A plaintiff can establish the necessary causal connection by showing: (1) a supervisor failed to correct an alleged deprivation despite notice of a history of widespread abuse; (2) “a supervisor's custom or policy results in deliberate indifference to constitutional rights[;]” or (3) the supervisor directed subordinates to act unlawfully or knew that the subordinates would act unlawfully and failed to stop them. Keith v. DeKalb Cnty., Ga., 749 F.3d 1034, 1048 (11th Cir. 2014).
Cokley's allegations against Dixon and Snider are conclusory, and they do not establish causation between either defendants' actions and the force used on Cokley. In Cokley's construed response, he points to a single instance of a prison guard being charged with battery in June 2021. Even if Cokley included this allegation in his Complaint or a properly filed amendment, it would not be enough.

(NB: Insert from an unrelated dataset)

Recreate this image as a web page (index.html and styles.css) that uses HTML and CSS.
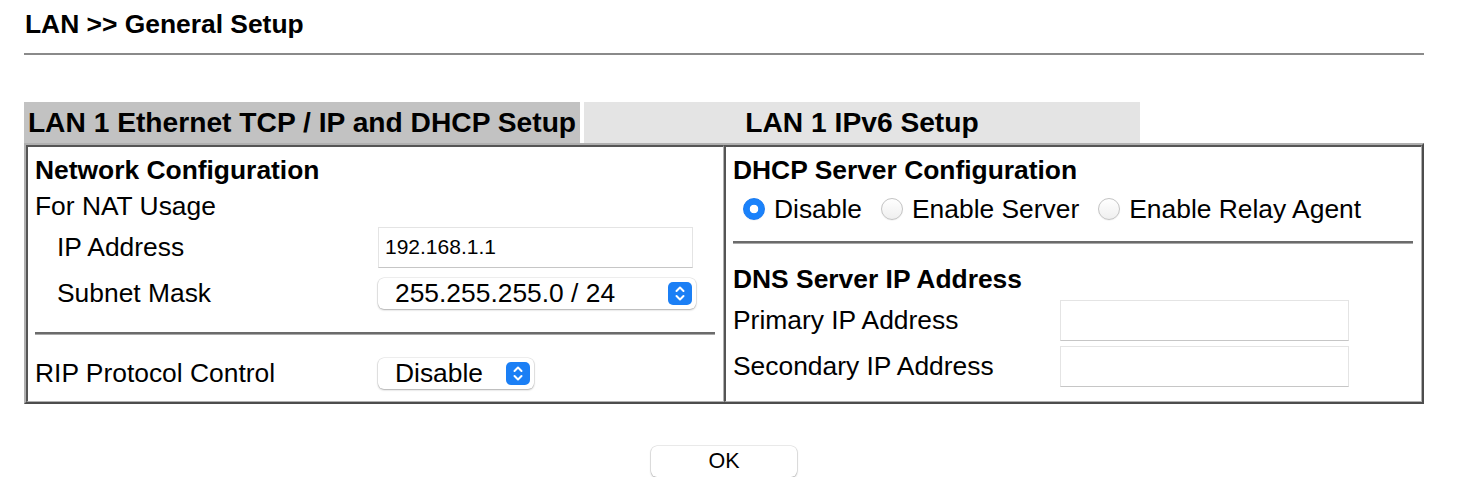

First, a single incident does not demonstrate a widespread history of abuse that could put Snider and Dixon on notice of a need to correct a problem. Second, the charges were filed after the use of force on Cokley, so any action it could have prompted would not have prevented the incident at issue. The Court will dismiss Cokley's claims against Dixon and Snider.
Accordingly, it is now
ORDERED:
Defendants' motions to dismiss (Docs. 44, 47, and 54) are GRANTED.
1. Cokley's claims against Snider and Dixon are DISMISSED without prejudice. The Clerk is DIRECTED to terminate Snider and Dixon as parties to this case.
2. Cokley's claims for monetary damages against the defendants in their official capacity are DISMISSED with prejudice.
3. The remaining defendants must answer the Complaint within 14 days of this Order.